Pode ser que algo mude. Mas os protocolos atuais seguem o que se pratica no mundo. Um piloto, ao tirar sua primeira licença médica, passa por exames completos. Ao entrar para voar numa empresa, passa por exames médicos que incluem os psicológicos, psicotécnicos e afins. Depois, a cada ano, passa por uma reavaliação na empresa (legislação trabalhista) e, pelo menos uma vez a cada cinco anos, ele passa por uma reavaliação psicológica pelas autoridades médicas. Dependendo da idade do tripulante, a cada seis meses ou a cada ano, há um novo exame médico sem o qual é impossível o exercício da profissão de aeronauta. Não tenho conhecimentos suficientes de psicologia que me permitam fazer afirmativas, mas entendo que nem sempre um teste consegue captar tudo, nos mínimos detalhes. Sempre haverá a possibilidade de um problema de comportamento se manifestar pela primeira vez sem aviso prévio. A tripulação é treinada para que um piloto esteja continuamente monitorando o outro. Caso um comportamento estranho se manifeste, o outro piloto tem todas as condições de entender que algo está errado e tomar atitudes de conservação da segurança do voo.

Há outros dados importantes sobre esse acidente que mereçam reflexão?

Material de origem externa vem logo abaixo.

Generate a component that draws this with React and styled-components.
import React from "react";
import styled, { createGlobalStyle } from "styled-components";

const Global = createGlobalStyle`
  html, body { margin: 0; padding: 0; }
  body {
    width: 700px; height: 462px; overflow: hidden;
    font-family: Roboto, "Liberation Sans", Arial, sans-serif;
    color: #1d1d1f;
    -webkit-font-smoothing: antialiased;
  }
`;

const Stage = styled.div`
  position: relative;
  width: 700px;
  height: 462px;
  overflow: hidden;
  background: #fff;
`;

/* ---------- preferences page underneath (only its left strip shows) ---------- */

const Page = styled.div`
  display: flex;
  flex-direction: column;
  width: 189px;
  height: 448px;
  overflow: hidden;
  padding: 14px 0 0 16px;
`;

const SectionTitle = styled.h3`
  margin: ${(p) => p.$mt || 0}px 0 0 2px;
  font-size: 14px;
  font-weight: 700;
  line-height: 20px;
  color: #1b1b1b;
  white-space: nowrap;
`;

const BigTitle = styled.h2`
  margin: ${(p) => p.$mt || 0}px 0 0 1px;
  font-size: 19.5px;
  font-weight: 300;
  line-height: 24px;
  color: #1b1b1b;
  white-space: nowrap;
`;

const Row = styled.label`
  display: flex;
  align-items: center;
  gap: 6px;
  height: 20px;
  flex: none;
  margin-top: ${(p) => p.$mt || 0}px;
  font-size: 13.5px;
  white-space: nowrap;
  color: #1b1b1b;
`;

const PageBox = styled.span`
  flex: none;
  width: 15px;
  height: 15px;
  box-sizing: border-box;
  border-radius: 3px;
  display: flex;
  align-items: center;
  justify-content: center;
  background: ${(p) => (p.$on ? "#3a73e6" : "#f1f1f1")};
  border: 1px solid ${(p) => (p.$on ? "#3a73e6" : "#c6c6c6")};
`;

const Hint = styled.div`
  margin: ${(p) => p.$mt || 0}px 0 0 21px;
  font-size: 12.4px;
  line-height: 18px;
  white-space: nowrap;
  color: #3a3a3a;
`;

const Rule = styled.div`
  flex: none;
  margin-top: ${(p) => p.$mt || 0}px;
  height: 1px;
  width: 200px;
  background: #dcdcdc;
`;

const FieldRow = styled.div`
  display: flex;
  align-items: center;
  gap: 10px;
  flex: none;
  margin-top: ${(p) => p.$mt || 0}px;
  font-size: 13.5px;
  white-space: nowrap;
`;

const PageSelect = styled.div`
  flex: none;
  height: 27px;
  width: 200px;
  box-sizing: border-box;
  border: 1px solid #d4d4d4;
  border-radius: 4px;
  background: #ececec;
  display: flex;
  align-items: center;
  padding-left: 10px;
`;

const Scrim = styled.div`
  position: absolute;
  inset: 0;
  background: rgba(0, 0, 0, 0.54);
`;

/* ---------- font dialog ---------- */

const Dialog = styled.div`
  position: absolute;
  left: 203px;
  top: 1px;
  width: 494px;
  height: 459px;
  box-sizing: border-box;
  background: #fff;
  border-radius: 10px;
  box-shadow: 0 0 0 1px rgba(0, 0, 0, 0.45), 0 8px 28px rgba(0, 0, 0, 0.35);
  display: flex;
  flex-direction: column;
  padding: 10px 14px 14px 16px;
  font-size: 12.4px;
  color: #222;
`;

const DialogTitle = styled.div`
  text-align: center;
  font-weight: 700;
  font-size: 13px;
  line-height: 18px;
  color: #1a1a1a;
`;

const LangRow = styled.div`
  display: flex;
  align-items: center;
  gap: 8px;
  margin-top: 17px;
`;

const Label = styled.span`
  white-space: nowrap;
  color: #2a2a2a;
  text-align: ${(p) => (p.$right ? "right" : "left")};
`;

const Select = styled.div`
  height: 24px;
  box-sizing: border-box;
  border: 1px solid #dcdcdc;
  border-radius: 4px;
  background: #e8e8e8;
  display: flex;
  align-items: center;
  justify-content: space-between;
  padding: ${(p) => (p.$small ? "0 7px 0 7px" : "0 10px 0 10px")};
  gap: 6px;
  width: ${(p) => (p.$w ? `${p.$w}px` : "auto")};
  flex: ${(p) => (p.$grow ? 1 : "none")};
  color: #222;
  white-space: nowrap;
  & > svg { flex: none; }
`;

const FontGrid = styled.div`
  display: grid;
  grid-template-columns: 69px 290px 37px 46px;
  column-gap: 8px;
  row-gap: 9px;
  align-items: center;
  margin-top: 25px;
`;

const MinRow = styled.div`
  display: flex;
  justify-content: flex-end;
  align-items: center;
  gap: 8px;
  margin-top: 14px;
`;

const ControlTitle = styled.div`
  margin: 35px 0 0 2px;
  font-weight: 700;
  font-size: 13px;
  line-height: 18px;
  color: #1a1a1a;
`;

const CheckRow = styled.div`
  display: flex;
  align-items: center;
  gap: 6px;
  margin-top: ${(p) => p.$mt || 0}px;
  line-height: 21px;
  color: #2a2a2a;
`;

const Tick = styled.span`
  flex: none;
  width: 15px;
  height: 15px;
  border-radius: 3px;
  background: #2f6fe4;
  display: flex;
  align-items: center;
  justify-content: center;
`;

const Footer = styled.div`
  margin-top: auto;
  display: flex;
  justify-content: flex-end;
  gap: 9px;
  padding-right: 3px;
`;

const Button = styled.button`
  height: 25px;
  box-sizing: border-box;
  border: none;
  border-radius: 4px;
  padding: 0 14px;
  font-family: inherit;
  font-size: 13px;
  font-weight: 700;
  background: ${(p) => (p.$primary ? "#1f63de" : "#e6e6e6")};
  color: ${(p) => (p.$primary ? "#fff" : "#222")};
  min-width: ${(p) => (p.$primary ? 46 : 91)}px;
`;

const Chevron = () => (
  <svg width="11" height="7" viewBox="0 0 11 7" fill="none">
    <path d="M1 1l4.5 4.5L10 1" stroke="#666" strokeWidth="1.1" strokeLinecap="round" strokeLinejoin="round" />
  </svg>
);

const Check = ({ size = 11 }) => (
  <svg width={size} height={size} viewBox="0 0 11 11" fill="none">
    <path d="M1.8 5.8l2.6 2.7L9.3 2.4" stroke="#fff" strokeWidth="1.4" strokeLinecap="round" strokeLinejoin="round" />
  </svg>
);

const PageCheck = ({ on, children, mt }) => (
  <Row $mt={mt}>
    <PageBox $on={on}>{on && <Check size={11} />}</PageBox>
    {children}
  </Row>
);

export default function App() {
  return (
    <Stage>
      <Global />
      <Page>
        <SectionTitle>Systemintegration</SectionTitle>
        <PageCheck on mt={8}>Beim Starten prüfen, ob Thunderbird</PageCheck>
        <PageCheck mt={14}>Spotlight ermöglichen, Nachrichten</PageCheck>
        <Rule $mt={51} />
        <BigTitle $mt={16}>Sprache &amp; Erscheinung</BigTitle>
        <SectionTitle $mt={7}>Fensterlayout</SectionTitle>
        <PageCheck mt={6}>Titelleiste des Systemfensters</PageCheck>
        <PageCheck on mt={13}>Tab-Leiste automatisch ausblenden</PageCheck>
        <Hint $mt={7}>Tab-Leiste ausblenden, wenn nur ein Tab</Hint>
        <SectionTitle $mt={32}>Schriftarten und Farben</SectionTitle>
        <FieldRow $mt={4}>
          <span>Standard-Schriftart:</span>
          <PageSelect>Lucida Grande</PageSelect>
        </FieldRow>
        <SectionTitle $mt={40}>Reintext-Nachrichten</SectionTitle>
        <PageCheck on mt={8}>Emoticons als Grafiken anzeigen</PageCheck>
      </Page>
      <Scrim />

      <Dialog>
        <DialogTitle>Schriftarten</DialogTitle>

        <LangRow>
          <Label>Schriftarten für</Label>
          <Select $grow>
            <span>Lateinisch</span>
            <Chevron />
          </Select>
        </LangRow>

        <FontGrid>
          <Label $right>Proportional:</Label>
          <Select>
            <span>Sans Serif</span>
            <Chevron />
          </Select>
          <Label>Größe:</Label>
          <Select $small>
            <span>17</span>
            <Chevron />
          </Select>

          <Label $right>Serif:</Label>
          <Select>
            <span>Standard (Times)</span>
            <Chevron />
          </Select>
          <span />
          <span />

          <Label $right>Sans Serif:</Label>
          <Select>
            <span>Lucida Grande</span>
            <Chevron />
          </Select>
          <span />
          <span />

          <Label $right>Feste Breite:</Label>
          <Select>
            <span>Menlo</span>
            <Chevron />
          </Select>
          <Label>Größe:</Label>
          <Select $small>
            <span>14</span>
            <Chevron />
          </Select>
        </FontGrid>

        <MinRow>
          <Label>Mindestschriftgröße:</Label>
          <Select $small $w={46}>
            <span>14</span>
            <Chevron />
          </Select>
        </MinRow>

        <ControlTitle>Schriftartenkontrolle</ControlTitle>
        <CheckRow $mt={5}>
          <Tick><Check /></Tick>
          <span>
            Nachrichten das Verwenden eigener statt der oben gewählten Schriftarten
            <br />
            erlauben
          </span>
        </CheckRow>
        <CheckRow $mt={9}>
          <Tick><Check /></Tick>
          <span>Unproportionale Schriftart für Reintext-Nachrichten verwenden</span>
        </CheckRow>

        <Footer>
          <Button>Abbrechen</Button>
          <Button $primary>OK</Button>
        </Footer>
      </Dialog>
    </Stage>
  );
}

Todo acidente fornece dados, informações e lições que devem ser utilizados para melhorar a segurança do voo. Basicamente, para isso é que se aprofundam as investigações. Há que se entender por que um acidente aconteceu, assim, consegue-se evitar o próximo. Uma investigação não busca culpados. Isso é papel da polícia e da Justiça. Busca, sim, as causas que levaram àquela situação catastrófica. Avião, piloto, procedimentos, manutenção, falha mecânica? Precisamos entender os motivos de um acidente para que não o cometamos mais vezes. Muito se fala sobre o automatismo presente na operação de aeronaves. Algumas vezes a falta de interação adequada do homem com a máquina pode criar alguma dificuldade na operação. Cada evento deve nos fazer entender melhor eventuais problemas e as formas de trabalhar com a crescente computadorizacão dos ambientes de trabalho. No caso do acidente da Germanwings, como em todos os demais, todas as possibilidades precisam ser analisadas sem preconceitos, sem opiniões previamente formadas, sem teses a procura de comprovação. Assim poderemos extrair mais lições de cada evento. Porta blindada? Exames médicos? Procedimentos de cabine? Essas e muitas outras possibilidades poderão evoluir e nos ensinar coisas importantes para a segurança de nossos voos. Por isso é que dizemos que segurança de voo não tem bandeiras, não pertence a alguém. Todos têm a obrigação de evitar o próximo acidente.